*Material:*
▬▬▬▬▬▬

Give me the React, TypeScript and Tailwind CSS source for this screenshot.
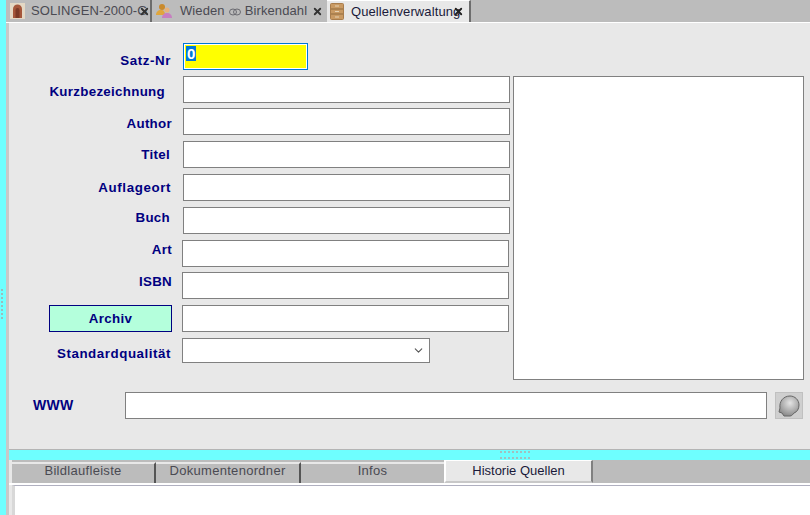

▬▬▬▬▬▬

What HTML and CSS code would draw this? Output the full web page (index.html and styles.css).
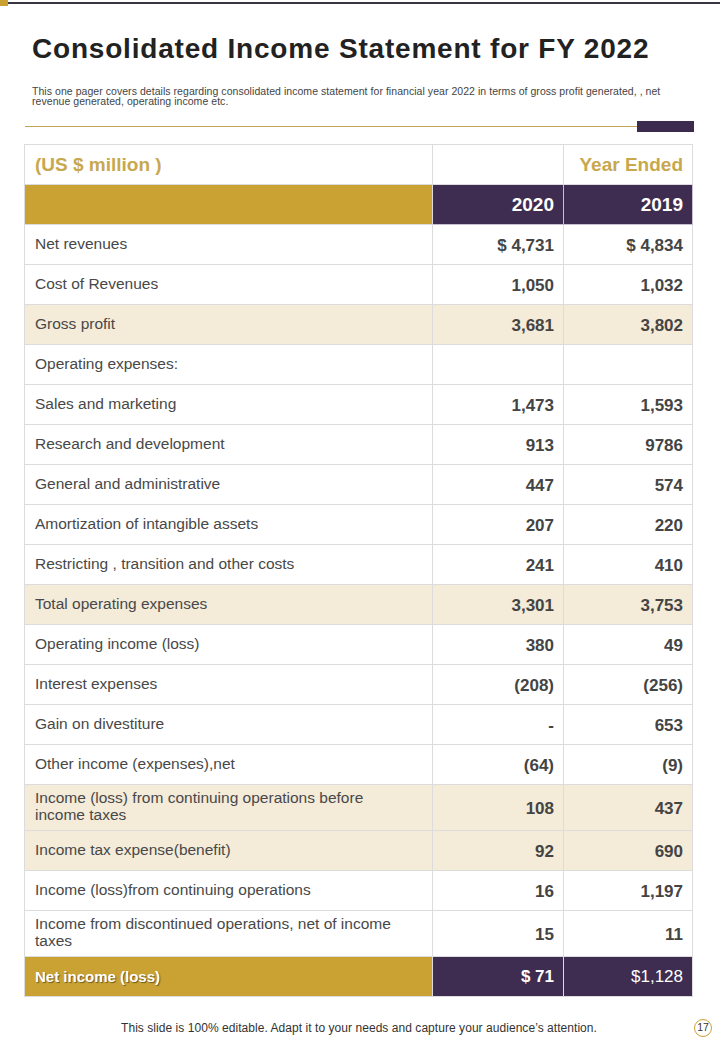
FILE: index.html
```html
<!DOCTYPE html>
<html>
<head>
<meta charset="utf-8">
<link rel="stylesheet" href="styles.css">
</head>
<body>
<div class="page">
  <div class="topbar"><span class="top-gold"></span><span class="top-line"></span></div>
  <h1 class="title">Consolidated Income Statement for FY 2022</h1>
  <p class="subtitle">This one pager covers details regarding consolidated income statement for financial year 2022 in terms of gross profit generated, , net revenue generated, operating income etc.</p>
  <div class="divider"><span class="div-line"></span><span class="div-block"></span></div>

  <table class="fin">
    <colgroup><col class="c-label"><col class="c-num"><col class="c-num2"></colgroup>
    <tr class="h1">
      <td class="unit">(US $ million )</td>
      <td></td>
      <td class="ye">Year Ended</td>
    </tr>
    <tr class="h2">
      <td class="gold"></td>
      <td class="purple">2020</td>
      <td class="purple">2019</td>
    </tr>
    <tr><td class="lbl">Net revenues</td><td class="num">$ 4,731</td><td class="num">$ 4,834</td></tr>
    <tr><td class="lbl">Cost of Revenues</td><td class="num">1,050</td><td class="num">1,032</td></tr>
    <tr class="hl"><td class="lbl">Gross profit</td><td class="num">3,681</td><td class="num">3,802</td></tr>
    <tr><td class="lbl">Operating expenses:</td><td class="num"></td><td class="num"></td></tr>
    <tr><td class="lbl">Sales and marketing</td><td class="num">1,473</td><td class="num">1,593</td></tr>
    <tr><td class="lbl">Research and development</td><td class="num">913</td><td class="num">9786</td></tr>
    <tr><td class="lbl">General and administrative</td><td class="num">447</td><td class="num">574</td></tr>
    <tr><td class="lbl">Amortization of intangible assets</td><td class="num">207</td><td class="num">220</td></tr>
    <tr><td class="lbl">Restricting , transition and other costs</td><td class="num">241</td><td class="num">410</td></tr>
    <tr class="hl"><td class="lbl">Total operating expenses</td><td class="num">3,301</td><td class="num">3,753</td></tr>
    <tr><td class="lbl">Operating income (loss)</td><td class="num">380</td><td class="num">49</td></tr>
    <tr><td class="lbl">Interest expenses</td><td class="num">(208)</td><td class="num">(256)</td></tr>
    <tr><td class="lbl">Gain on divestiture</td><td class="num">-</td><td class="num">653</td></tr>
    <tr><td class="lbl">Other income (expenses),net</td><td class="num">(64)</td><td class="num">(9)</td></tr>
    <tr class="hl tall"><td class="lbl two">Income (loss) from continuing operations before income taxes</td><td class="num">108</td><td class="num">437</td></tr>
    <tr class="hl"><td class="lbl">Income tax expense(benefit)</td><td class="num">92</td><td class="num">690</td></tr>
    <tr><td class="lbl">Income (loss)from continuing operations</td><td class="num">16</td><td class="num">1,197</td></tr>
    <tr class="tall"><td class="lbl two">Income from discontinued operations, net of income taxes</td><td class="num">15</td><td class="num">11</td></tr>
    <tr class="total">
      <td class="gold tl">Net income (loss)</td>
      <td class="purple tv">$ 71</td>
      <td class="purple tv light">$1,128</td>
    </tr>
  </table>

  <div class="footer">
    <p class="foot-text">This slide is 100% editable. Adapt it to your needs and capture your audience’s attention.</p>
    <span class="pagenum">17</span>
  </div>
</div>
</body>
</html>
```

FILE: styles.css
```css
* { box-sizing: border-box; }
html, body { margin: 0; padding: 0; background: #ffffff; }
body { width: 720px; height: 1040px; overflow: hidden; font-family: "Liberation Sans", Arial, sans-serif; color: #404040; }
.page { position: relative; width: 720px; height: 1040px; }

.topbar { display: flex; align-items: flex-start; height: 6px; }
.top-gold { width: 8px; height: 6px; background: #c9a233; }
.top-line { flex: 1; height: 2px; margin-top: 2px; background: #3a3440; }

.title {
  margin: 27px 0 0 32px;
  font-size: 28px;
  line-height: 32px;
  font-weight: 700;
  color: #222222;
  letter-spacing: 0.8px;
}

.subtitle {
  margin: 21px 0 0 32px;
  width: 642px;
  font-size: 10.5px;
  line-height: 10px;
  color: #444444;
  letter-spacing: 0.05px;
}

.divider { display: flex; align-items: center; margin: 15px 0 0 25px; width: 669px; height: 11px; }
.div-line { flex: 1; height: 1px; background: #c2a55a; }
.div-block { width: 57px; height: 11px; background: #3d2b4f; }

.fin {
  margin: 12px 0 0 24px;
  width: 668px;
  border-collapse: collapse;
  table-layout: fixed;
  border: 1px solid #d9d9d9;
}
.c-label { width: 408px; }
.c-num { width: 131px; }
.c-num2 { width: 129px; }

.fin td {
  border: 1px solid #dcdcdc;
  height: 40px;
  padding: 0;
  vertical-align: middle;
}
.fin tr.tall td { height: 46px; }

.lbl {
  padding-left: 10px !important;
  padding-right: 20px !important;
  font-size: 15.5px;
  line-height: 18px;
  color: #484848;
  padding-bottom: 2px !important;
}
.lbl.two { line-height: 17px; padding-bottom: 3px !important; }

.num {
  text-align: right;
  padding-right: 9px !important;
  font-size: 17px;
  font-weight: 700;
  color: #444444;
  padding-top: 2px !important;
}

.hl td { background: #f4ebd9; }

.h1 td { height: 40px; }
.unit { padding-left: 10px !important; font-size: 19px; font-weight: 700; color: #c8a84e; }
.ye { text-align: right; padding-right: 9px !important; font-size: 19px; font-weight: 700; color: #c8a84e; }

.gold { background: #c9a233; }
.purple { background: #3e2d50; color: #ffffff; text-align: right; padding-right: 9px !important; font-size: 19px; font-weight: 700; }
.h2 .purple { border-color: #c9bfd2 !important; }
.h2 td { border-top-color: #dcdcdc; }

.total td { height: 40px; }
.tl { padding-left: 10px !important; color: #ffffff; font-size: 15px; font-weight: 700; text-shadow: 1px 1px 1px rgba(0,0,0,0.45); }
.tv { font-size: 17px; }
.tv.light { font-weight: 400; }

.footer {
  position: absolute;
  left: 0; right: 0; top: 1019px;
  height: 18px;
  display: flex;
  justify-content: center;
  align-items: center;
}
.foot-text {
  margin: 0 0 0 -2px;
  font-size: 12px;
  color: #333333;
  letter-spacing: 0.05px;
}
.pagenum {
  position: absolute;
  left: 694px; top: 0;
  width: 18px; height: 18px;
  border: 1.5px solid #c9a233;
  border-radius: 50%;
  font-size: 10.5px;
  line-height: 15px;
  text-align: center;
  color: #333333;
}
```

▬▬▬▬▬▬

Filter the listing for the word "index" and copy every line that holds it.

What HTML and CSS code would draw this? Output the full web page (index.html and styles.css).
FILE: index.html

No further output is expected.